Begin DATA SUPPLIED

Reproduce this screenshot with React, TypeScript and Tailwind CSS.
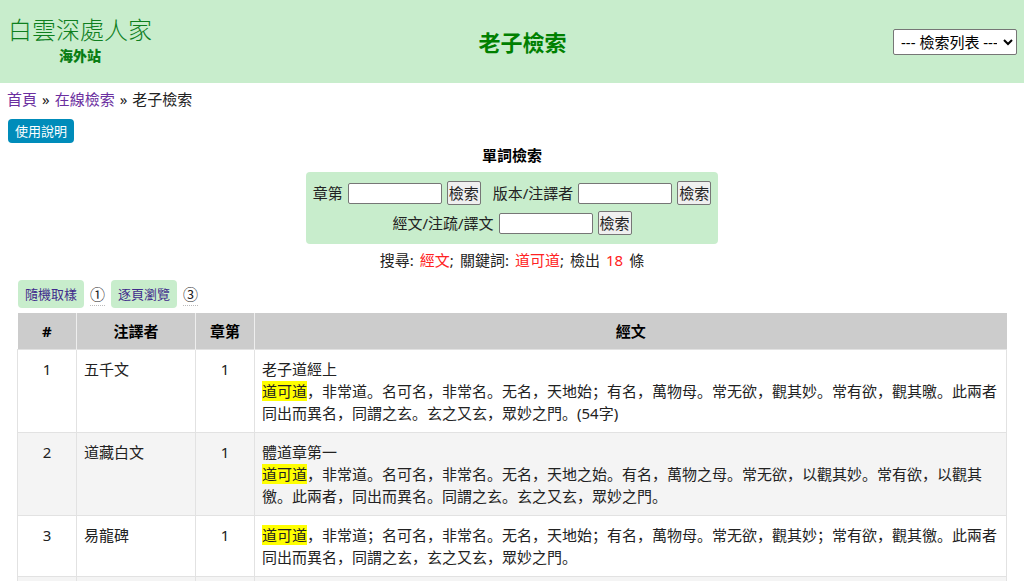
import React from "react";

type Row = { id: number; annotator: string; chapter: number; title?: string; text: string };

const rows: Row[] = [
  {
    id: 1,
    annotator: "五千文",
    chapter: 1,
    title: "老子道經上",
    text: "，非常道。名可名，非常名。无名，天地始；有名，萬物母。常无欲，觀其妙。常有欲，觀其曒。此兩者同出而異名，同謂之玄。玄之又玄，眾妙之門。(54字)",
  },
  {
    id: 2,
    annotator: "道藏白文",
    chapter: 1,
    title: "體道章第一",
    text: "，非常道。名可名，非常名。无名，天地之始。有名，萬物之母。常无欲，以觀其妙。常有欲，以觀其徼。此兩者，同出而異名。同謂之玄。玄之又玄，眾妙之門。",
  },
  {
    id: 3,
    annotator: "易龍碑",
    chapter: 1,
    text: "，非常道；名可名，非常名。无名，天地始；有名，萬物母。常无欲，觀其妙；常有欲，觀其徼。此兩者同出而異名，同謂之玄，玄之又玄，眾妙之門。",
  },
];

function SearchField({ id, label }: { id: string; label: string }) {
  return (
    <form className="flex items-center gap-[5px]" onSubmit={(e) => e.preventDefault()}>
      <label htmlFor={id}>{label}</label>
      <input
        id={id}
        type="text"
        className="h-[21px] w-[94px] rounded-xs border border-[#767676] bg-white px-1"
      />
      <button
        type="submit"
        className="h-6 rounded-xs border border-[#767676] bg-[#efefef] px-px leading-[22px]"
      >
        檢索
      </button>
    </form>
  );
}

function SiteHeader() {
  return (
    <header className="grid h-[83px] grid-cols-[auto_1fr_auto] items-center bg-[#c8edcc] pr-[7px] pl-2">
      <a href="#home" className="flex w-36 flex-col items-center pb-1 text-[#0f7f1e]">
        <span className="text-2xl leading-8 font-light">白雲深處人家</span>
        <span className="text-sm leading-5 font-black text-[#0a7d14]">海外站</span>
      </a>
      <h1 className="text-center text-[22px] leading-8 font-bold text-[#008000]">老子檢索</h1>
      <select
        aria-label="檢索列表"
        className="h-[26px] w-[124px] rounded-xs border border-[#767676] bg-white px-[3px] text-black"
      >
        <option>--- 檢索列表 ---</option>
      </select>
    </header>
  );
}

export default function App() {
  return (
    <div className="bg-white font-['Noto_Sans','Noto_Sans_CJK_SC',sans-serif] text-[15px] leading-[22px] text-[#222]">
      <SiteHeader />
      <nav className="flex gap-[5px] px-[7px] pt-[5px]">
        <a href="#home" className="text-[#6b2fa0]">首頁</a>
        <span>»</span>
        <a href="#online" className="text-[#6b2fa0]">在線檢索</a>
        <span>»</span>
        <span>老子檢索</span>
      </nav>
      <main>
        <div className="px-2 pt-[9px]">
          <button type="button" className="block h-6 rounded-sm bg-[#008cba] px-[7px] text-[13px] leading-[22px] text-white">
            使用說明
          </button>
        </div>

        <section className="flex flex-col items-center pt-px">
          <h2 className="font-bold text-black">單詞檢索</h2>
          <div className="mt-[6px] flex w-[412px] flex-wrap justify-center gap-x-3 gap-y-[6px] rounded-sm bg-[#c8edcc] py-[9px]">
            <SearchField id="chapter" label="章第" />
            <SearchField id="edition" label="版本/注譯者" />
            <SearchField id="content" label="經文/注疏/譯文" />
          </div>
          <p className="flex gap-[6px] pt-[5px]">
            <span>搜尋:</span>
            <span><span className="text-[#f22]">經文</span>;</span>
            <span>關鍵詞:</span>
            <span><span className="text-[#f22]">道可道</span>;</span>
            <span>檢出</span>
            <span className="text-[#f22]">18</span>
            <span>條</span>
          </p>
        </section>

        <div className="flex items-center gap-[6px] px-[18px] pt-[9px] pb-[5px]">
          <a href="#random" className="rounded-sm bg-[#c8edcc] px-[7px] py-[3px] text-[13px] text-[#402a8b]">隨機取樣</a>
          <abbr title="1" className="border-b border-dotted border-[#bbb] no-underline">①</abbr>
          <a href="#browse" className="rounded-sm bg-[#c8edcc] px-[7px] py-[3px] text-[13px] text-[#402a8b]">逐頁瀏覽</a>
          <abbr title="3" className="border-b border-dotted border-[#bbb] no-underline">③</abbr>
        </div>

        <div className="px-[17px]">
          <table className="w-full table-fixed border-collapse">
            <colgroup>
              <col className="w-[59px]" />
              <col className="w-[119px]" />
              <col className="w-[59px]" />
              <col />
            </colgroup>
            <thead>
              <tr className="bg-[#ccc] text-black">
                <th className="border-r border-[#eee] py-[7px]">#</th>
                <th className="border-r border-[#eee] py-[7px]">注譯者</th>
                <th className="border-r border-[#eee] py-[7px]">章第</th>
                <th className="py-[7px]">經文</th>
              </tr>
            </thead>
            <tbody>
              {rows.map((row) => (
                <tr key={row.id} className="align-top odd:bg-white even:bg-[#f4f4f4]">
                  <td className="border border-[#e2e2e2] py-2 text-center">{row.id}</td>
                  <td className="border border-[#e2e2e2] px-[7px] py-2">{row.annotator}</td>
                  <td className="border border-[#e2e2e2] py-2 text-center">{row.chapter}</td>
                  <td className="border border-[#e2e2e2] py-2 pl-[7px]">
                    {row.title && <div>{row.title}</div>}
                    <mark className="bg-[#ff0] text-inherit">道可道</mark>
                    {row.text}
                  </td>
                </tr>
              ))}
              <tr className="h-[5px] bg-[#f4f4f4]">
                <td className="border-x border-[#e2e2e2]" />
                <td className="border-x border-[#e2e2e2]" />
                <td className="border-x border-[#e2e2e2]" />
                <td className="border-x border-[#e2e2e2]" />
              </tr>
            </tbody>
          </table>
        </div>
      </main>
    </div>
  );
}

End DATA SUPPLIED
Begin DATA SUPPLIED

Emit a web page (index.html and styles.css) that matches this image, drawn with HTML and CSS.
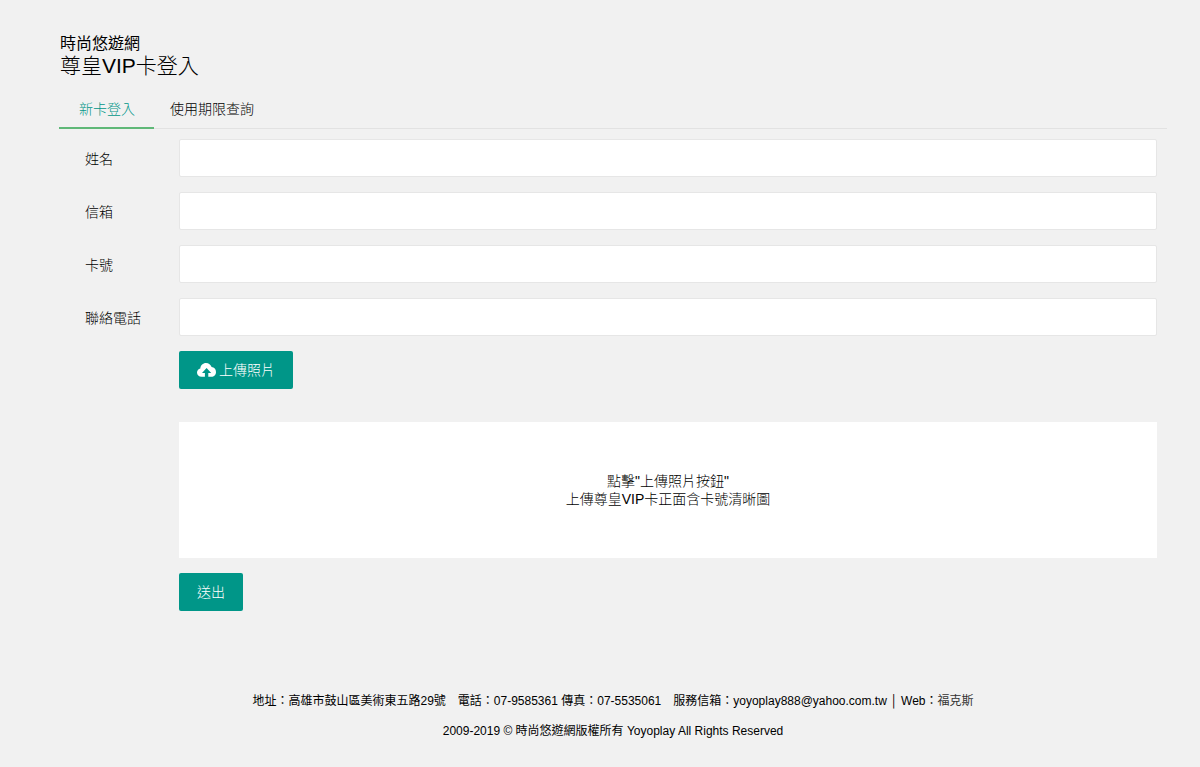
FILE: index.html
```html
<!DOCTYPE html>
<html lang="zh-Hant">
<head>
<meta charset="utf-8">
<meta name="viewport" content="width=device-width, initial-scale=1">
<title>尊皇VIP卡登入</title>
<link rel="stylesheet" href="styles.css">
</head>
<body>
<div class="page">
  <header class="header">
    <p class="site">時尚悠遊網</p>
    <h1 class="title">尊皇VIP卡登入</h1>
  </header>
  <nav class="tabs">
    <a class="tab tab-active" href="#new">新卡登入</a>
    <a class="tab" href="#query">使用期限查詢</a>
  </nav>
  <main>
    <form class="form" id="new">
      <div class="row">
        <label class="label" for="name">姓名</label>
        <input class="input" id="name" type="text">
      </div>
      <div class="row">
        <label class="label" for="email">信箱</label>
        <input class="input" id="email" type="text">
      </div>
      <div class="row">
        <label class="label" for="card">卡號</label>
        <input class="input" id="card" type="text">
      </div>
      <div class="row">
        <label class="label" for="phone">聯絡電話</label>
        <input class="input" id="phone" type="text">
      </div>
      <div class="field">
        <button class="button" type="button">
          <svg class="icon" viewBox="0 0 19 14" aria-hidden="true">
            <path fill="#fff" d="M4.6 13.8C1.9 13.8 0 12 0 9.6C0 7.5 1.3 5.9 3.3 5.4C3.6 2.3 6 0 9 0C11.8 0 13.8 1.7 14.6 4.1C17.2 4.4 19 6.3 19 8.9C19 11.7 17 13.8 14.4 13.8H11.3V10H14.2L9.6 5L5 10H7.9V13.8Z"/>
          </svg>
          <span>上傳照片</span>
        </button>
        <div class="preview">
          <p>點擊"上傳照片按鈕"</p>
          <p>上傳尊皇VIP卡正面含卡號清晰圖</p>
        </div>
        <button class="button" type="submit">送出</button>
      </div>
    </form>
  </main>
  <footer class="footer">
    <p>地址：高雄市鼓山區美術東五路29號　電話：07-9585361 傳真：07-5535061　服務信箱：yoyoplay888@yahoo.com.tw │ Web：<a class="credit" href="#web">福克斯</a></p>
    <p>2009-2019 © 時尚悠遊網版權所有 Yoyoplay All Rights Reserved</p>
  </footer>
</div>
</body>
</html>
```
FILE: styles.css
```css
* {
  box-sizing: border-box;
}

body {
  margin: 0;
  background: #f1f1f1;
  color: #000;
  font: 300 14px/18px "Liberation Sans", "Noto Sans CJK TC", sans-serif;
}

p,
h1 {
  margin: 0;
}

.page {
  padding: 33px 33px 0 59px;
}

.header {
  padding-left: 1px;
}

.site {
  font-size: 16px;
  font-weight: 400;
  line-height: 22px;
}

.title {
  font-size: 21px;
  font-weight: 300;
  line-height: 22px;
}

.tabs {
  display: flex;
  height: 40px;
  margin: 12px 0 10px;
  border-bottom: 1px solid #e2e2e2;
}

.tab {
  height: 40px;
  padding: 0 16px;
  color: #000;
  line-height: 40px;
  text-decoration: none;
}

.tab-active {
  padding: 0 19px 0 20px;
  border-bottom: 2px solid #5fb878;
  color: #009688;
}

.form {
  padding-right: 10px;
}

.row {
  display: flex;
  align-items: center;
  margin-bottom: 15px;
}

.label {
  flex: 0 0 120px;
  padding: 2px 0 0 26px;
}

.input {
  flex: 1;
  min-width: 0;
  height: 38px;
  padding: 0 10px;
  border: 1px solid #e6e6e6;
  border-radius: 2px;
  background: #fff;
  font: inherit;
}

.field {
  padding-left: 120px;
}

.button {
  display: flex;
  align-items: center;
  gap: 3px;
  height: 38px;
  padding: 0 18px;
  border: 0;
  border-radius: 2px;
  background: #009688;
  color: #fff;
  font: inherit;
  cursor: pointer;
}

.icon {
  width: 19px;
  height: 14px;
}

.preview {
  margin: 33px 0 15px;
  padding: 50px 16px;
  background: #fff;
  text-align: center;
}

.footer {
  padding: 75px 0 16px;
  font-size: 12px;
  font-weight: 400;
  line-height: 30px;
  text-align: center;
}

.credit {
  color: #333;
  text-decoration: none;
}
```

End DATA SUPPLIED

• **YOUR TASK**: Which lines above hold the word "React"? Copy each of them.

• **RESPONSE FOR THIS EXERCISE**:
Reproduce this screenshot with React, TypeScript and Tailwind CSS.
import React from "react";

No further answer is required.